Using risk rankings, organisations focus first on hazards that could halt business or cause major losses, rather than spreading limited resources thinly over all possible issues. This prioritisation leads to fewer surprises, better day-to-day operations, and more predictable outcomes.
Nigeria's regulatory landscape often presents complexities for businesses, especially in sectors like banking, oil and gas, or manufacturing. A well-structured risk management framework helps ensure compliance with agencies like the Central Bank of Nigeria (CBN), the Nigerian National Petroleum Company Limited (NNPCL), or the Standards Organisation of Nigeria (SON).
By recording risk controls and monitoring adherence regularly, companies reduce the chance of penalties or shutdowns. For example, a manufacturing firm that properly manages environmental risks may more easily secure SON certification and avoid sanctions related to waste disposal.
Customers and business partners prefer dealing with companies that demonstrate reliability and responsibility. Effective risk management reassures stakeholders that the company takes potential problems seriously and has plans to manage them.
For example, a fintech startup responding quickly to data breaches or transaction errors builds credibility with users, promoting customer retention and attracting investors. In contrast, firms caught unprepared often suffer loss of goodwill that can take years and lots of money to repair.

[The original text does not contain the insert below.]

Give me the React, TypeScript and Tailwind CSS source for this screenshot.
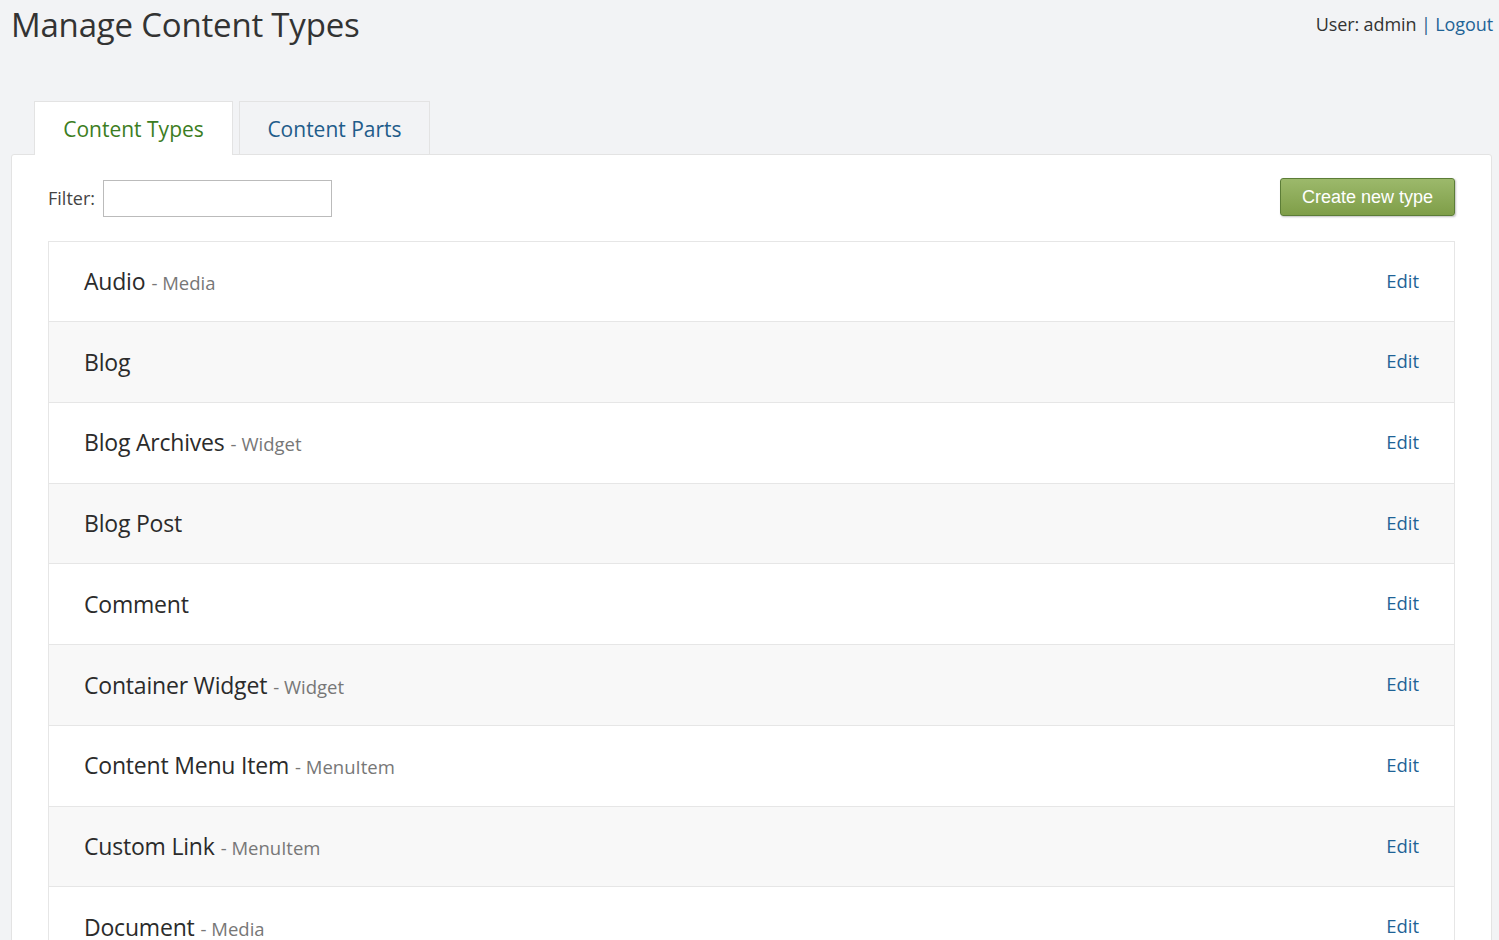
import React from 'react';

const types: { name: string; kind?: string }[] = [
  { name: 'Audio', kind: 'Media' },
  { name: 'Blog' },
  { name: 'Blog Archives', kind: 'Widget' },
  { name: 'Blog Post' },
  { name: 'Comment' },
  { name: 'Container Widget', kind: 'Widget' },
  { name: 'Content Menu Item', kind: 'MenuItem' },
  { name: 'Custom Link', kind: 'MenuItem' },
  { name: 'Document', kind: 'Media' },
];

export default function App() {
  return (
    <div
      className="bg-[#f2f3f5] text-[#333] overflow-hidden h-[940px]"
      style={{ fontFamily: '"Open Sans", "Noto Sans", sans-serif' }}
    >
      {/* Header */}
      <div className="flex items-start justify-between pl-[11px] pr-[6px]">
        <h1 className="text-[33px] leading-[50px] text-[#333] tracking-[-0.2px]">Manage Content Types</h1>
        <div className="text-[18px] leading-[48px] text-[#333] tracking-[-0.1px]">
          User: admin <span className="text-[#1f5c8a]">|</span>{' '}
          <a href="#" className="text-[#1f6396]">Logout</a>
        </div>
      </div>

      {/* Tabs */}
      <div className="flex gap-[6px] pl-[34px] mt-[51px]">
        <div className="w-[199px] h-[54px] bg-white border border-[#e3e3e3] border-b-0 flex items-center justify-center pt-[3px] text-[21px] text-[#3c7d22] relative z-10">
          Content Types
        </div>
        <div className="w-[191px] h-[53px] bg-[#f2f3f5] border border-[#e3e3e3] border-b-0 flex items-center justify-center pt-[3px] text-[21px] text-[#1f5c8a]">
          Content Parts
        </div>
      </div>

      {/* Panel */}
      <div className="ml-[11px] mr-[7px] -mt-px bg-white border border-[#e3e3e3] rounded-t-[3px] px-[36px] pt-[22px]">
        <div className="flex items-center justify-between">
          <div className="flex items-center gap-[8px] mt-[3px]">
            <label className="text-[18px] text-[#444]">Filter:</label>
            <input className="w-[229px] h-[37px] border border-[#bbb] bg-white outline-none" />
          </div>
          <button
            className="w-[175px] h-[38px] rounded-[3px] border border-[#5c7d37] bg-gradient-to-b from-[#9cb96b] to-[#7f9e48] text-white text-[18px] shadow-[1px_1px_2px_rgba(0,0,0,0.25)]"
            style={{ fontFamily: '"Liberation Sans", Arial, sans-serif' }}
          >
            Create new type
          </button>
        </div>

        <div className="mt-[24px] border border-[#e6e6e6]">
          {types.map((t, i) => (
            <div
              key={t.name}
              className={`flex items-center justify-between pl-[35px] pr-[35px] ${
                i > 0 ? 'h-[80.75px] border-t border-[#e6e6e6]' : 'h-[79px]'
              } ${i % 2 === 1 ? 'bg-[#f8f8f8]' : 'bg-white'}`}
            >
              <div className="flex items-baseline">
                <span className="text-[23px] text-[#2b2b2b] tracking-[-0.2px]">{t.name}</span>
                {t.kind && (
                  <span className="text-[18.5px] text-[#777] ml-[6px]">- {t.kind}</span>
                )}
              </div>
              <a href="#" className="text-[18.5px] text-[#1f6396] -mt-[2px]">
                Edit
              </a>
            </div>
          ))}
        </div>
      </div>
    </div>
  );
}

In today’s Nigerian business climate, risk management isn’t just a technical necessity; it’s a strategic asset. Companies that handle risks well position themselves for steadier growth, stronger compliance, and enduring trust.
By focusing on these tangible benefits, Nigerian businesses stand a better chance navigating the ups and downs of their markets. Practical understanding paired with consistent application of risk practices creates resilience, opening doors to expanded opportunities and improved financial health.